>>

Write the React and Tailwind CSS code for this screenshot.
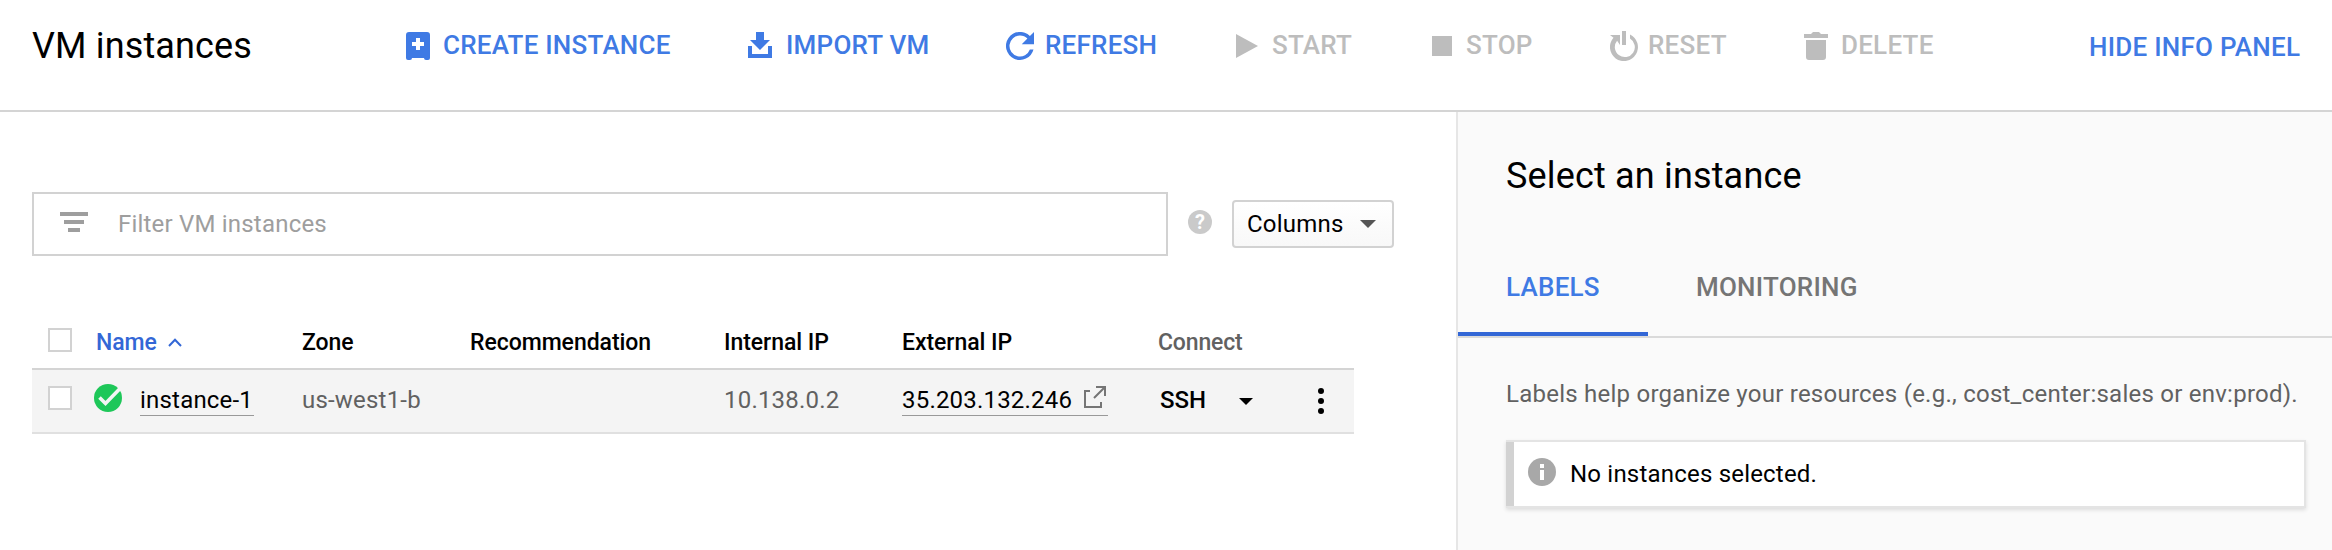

<<
>>

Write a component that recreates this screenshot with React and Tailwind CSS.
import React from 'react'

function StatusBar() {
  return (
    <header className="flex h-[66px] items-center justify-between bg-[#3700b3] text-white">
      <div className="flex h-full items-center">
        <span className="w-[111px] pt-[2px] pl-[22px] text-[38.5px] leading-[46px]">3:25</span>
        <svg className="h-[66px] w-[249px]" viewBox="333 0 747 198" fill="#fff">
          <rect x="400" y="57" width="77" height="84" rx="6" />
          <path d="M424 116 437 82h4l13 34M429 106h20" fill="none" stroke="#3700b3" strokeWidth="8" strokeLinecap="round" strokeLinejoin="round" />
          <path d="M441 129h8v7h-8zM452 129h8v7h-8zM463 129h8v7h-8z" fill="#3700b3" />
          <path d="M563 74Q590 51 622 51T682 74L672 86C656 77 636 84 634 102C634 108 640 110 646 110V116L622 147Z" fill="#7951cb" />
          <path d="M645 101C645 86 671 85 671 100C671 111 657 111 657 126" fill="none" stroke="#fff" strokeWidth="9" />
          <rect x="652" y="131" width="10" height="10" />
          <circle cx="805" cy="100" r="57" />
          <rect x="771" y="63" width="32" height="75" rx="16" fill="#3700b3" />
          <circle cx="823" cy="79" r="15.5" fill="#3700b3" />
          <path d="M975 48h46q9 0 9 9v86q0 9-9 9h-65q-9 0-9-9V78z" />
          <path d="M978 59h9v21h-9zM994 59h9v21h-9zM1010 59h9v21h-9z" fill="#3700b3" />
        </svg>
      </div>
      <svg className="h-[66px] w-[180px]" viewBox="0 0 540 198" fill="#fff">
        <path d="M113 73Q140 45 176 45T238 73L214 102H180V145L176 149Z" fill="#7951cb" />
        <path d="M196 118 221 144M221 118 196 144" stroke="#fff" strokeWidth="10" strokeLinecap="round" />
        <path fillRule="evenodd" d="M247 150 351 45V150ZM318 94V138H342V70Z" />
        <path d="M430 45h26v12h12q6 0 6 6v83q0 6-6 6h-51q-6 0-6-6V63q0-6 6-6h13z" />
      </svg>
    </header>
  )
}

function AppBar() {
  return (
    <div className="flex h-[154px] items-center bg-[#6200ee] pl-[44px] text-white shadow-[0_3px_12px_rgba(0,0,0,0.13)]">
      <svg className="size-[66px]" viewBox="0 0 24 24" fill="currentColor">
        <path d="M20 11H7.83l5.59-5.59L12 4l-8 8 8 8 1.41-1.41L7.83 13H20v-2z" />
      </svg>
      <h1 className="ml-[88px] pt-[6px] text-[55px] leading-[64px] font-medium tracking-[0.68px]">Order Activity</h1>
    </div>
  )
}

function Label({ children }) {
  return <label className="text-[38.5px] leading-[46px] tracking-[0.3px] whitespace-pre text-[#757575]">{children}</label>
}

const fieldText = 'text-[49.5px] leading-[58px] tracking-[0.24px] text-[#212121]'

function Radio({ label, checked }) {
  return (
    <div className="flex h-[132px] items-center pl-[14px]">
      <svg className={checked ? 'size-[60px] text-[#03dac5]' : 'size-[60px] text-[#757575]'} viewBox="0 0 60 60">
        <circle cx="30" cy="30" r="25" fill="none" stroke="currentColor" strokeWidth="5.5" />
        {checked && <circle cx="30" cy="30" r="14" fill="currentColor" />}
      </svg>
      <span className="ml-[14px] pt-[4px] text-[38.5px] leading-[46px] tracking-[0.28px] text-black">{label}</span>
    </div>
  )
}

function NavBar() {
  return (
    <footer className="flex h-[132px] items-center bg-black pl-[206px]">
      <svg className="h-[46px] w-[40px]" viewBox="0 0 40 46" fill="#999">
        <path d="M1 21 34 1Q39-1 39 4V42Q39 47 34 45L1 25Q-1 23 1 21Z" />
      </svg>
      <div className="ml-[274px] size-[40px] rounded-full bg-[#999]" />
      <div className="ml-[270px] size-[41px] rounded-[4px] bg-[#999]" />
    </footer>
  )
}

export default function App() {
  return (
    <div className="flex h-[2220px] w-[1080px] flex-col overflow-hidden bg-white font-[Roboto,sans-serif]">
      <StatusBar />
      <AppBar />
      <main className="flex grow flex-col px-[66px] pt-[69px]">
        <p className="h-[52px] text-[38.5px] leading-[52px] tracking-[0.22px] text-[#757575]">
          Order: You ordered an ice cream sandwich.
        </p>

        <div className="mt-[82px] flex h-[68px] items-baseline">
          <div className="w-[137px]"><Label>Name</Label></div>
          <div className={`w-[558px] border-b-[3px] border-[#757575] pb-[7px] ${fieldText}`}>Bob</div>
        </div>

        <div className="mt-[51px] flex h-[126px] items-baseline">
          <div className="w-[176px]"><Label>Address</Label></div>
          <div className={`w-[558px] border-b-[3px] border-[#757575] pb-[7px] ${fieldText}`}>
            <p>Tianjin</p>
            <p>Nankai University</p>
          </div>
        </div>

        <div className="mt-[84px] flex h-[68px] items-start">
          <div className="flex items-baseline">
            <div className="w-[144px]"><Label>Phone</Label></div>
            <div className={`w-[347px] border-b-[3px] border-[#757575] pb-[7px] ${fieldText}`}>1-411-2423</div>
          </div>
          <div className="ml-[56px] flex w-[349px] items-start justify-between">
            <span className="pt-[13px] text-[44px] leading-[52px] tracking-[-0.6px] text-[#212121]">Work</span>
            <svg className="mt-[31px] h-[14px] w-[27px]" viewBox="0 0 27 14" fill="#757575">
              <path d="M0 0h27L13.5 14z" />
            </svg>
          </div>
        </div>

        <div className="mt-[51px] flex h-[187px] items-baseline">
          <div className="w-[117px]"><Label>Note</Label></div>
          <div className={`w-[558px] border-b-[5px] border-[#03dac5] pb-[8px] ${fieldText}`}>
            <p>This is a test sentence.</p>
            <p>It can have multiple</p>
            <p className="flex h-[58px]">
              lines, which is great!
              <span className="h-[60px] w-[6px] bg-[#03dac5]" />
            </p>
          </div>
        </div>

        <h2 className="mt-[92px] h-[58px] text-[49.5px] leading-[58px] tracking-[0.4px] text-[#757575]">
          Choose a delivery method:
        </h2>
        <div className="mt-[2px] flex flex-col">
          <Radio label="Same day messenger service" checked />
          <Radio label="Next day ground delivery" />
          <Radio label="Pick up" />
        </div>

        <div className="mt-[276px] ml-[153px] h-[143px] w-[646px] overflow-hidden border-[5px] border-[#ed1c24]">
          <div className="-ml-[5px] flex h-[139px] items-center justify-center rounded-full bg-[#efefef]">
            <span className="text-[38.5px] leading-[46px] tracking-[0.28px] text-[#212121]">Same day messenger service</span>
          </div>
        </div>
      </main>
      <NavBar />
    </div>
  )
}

<<
>>

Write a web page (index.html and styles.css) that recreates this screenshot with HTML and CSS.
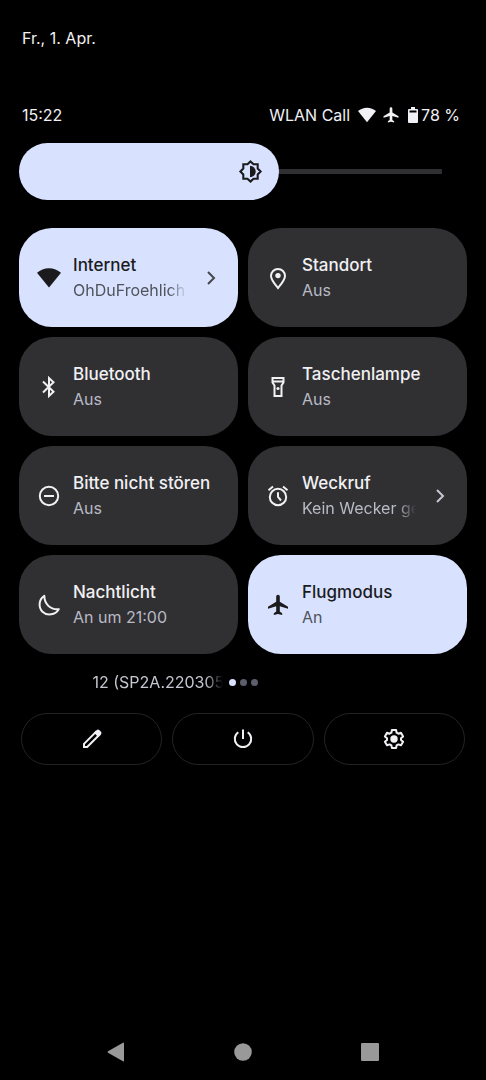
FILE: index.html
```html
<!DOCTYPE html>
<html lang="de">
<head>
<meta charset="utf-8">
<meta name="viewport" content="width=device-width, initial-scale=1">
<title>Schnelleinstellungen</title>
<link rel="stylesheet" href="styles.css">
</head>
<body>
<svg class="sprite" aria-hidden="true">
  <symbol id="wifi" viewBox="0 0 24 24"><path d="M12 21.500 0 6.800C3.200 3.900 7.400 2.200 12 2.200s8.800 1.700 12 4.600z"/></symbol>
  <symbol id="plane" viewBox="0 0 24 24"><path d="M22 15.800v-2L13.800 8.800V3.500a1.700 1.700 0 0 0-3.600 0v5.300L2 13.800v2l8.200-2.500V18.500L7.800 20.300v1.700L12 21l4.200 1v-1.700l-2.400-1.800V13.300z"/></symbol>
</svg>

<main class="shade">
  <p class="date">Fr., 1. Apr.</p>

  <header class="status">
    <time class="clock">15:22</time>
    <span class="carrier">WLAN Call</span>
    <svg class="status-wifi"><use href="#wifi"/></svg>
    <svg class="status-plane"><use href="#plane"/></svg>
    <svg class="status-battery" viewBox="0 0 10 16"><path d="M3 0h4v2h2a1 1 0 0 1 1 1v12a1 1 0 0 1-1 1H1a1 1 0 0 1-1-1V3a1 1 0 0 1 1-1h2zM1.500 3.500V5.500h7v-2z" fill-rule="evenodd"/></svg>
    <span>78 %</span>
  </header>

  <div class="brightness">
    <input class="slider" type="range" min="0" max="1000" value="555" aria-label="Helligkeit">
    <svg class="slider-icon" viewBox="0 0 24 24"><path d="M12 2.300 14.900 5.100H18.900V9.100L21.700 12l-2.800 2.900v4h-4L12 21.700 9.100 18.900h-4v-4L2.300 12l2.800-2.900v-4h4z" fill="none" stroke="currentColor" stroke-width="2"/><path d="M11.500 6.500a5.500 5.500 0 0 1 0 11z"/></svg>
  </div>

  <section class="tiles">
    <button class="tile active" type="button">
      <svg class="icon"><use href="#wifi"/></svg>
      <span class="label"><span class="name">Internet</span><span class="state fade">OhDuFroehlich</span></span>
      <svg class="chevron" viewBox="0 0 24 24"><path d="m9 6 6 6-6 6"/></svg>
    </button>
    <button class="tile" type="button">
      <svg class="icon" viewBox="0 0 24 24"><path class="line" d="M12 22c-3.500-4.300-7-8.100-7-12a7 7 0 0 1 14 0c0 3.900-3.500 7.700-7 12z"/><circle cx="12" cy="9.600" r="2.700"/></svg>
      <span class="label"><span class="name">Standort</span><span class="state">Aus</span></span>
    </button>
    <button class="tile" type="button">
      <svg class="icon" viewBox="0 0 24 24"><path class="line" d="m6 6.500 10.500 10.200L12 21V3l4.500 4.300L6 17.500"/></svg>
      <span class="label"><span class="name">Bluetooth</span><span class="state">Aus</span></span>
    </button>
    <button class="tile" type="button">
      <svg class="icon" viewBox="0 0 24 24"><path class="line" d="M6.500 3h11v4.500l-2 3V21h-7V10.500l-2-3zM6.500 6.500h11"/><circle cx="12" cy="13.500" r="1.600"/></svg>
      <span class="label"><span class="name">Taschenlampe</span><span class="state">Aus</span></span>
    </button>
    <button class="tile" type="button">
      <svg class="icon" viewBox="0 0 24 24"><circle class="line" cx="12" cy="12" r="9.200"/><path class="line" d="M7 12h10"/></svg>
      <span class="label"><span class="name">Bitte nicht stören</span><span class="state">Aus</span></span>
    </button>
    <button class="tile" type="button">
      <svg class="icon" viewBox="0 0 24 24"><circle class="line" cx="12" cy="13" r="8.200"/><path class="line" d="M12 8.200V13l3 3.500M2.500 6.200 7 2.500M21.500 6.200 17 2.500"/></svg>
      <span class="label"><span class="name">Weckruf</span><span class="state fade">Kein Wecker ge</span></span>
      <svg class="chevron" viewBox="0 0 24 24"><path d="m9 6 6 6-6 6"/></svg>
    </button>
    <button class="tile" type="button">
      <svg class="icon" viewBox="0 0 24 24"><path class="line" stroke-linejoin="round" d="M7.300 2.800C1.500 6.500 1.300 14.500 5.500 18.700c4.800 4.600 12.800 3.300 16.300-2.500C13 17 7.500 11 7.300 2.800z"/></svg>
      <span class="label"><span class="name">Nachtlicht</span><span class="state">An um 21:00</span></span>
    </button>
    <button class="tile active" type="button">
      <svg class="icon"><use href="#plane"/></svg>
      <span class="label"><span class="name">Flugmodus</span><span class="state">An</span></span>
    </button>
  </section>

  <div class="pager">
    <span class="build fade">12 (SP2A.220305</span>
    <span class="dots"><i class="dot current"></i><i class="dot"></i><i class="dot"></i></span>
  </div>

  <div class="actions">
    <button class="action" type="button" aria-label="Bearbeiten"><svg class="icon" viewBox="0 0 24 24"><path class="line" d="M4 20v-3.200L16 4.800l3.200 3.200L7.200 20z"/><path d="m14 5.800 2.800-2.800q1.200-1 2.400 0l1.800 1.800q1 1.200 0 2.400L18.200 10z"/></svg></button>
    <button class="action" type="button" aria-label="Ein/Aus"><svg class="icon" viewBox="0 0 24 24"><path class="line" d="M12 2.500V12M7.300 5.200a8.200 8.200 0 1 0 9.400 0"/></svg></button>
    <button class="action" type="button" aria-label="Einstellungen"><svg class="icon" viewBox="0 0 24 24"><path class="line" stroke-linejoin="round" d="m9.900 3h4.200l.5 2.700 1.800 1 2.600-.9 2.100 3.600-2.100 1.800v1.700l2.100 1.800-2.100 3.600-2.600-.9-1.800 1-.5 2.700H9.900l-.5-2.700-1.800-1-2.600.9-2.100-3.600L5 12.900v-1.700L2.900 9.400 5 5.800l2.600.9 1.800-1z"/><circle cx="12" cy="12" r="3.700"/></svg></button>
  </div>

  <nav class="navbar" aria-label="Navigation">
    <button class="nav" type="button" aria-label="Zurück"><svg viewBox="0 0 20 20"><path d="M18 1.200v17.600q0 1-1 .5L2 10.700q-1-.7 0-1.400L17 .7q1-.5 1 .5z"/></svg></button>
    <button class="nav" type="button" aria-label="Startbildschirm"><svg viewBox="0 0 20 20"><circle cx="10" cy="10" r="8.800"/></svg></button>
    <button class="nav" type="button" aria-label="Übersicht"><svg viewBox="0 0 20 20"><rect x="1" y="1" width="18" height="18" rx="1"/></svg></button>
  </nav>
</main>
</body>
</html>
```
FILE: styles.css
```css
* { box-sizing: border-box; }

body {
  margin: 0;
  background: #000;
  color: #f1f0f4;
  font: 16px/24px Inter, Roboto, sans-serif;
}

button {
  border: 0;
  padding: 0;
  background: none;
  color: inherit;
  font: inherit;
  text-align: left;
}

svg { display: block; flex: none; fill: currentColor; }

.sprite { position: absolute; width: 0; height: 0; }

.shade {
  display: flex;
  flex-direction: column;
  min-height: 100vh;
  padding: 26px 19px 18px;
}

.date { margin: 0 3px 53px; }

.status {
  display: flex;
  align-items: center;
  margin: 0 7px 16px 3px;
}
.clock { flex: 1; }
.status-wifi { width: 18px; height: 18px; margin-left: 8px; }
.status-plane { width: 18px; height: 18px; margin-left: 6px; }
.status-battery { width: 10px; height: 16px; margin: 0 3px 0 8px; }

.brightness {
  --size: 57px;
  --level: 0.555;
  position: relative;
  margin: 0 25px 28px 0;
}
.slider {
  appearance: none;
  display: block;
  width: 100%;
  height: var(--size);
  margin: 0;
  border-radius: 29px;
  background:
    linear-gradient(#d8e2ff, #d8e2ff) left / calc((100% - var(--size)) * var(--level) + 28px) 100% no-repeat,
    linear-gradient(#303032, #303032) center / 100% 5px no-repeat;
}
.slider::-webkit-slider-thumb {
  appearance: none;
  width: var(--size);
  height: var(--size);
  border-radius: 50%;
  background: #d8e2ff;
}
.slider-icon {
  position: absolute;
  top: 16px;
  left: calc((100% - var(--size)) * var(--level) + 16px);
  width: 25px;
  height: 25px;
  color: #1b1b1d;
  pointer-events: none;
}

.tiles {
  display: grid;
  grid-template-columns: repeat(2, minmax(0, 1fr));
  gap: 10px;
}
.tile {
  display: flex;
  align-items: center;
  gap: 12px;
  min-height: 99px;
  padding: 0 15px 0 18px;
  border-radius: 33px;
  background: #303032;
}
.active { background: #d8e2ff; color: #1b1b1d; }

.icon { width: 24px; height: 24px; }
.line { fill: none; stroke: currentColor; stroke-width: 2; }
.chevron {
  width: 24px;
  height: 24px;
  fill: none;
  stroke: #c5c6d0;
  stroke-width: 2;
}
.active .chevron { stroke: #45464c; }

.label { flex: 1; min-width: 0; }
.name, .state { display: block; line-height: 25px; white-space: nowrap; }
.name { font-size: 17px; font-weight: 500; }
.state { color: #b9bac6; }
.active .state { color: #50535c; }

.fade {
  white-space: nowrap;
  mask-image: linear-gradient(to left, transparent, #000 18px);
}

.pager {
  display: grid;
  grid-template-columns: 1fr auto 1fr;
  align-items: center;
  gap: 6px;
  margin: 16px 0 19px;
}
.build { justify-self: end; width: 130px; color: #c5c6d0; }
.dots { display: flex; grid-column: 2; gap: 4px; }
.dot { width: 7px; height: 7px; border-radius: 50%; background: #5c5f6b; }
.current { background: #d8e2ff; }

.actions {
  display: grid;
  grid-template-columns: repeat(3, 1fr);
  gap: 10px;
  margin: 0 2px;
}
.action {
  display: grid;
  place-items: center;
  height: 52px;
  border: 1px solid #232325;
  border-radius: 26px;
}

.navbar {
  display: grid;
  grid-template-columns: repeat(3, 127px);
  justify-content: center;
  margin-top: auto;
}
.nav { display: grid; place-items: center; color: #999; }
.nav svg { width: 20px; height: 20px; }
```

<<

**Requirement:**
Look through the material above. Copy each line where the word "with" appears.

**Response to this exercise:**
Write a component that recreates this screenshot with React and Tailwind CSS.
Write a web page (index.html and styles.css) that recreates this screenshot with HTML and CSS.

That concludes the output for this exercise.